Tuesday September 10th is the height of hurricane season.
It is the midpoint between the beginning and end of the season for the Atlantic Basin.
In the Atlantic Basin, it has been a quiet year.
Since June 1st (the start of the Atlantic Basin hurricane season) there have been 8 named storms.
None of these storms strengthened into hurricanes.
The forecast released by the National Hurricane Center (NHC) in May of this year was for 13 to 20 storms with 7 to 11 becoming hurricanes.
At the beginning of the summer, the NHC was forecasting an above average season and there is still plenty of time for more storms to form.
The hurricane season runs through November 30th in the Atlantic Basin.
But with such a quiet start to the year, the NHC did trend the forecast numbers downward with an August forecast update.
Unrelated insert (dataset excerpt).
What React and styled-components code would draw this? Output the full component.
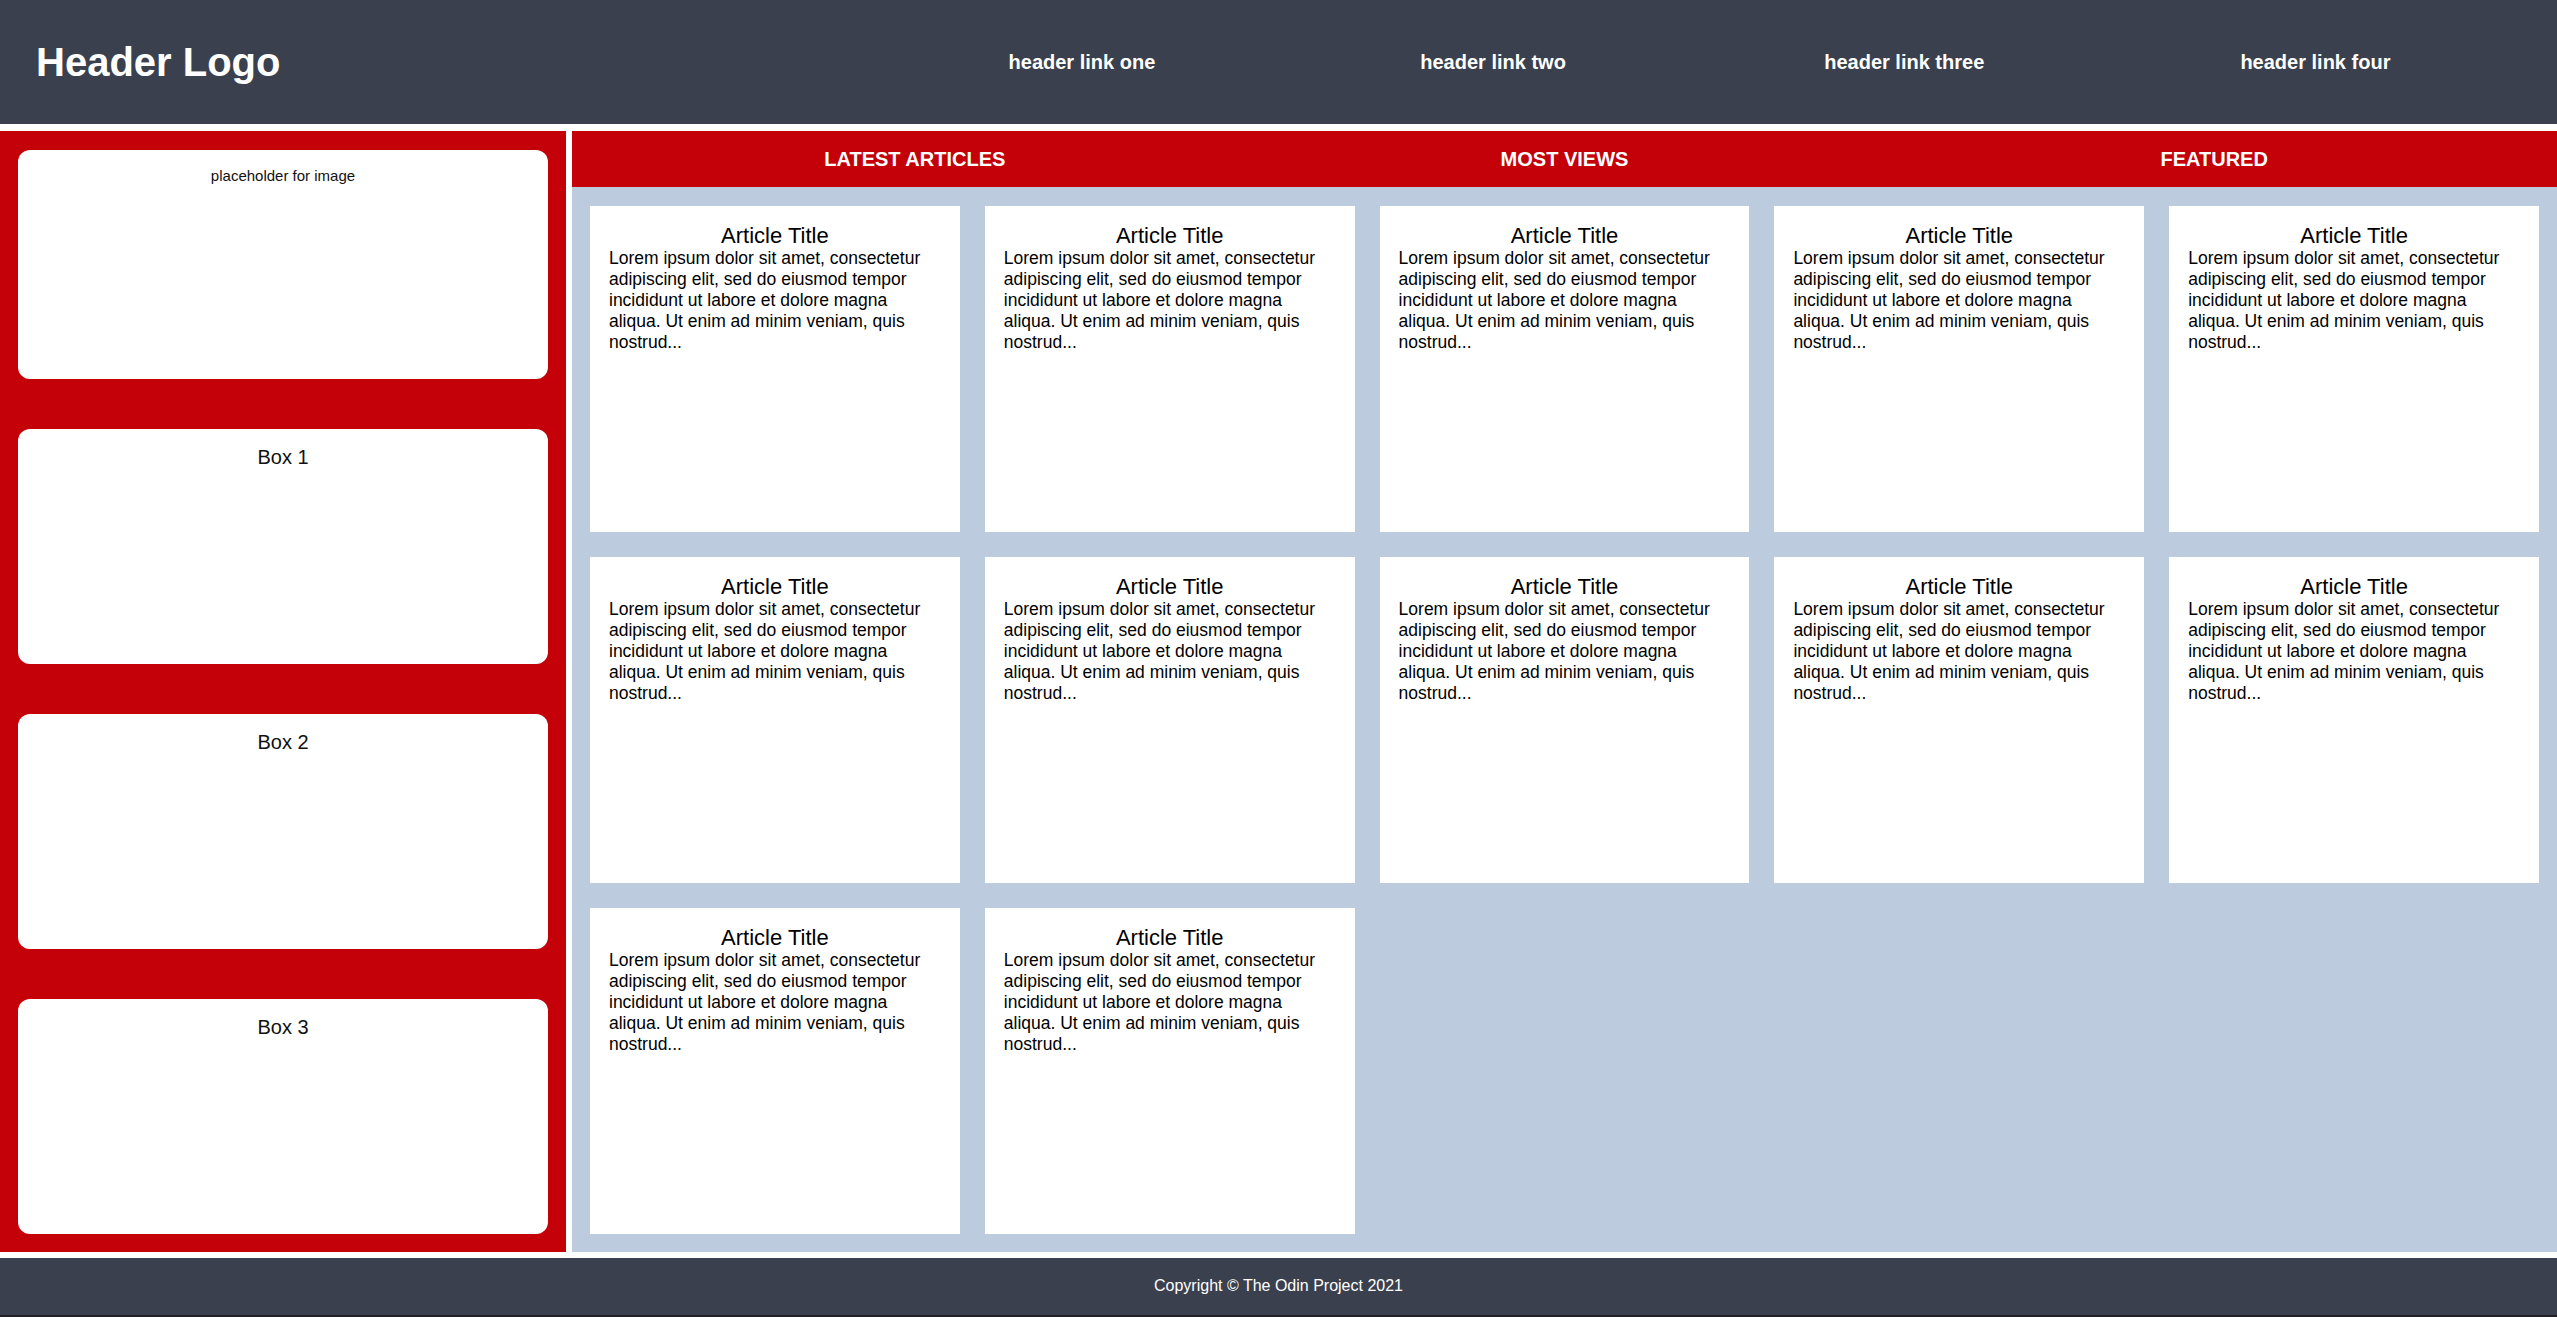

The East Pacific hurricane season runs May 15th through November 30th.
So far this year there have been 12 named storms with six of these becoming hurricanes.
The NHC forecast was for 11 to 16 named storms with 5 to 8 of those strengthening into hurricanes.
So far the forecast has panned out for the Pacific hurricane season.
Plus there is still time to push those numbers up.
It is the East Pacific hurricane season that most influences weather here in Arizona.
While the storms themselves do not generally move far enough inland to cause problems in the Southwest, the moisture from the storms can surge into the area.
When this happens soupy, tropical air takes over the state with heavy tropical downpours flooding washes and roads across widespread areas.
That is exactly what happened the first full weekend on September.
Tropical Storm Lorena hit the coast of the Baja Peninsula on September 6th and 7th.
Lorena then fell apart but her leftover moisture was drawn northward.
That led to gray skies and showery days for southern Arizona.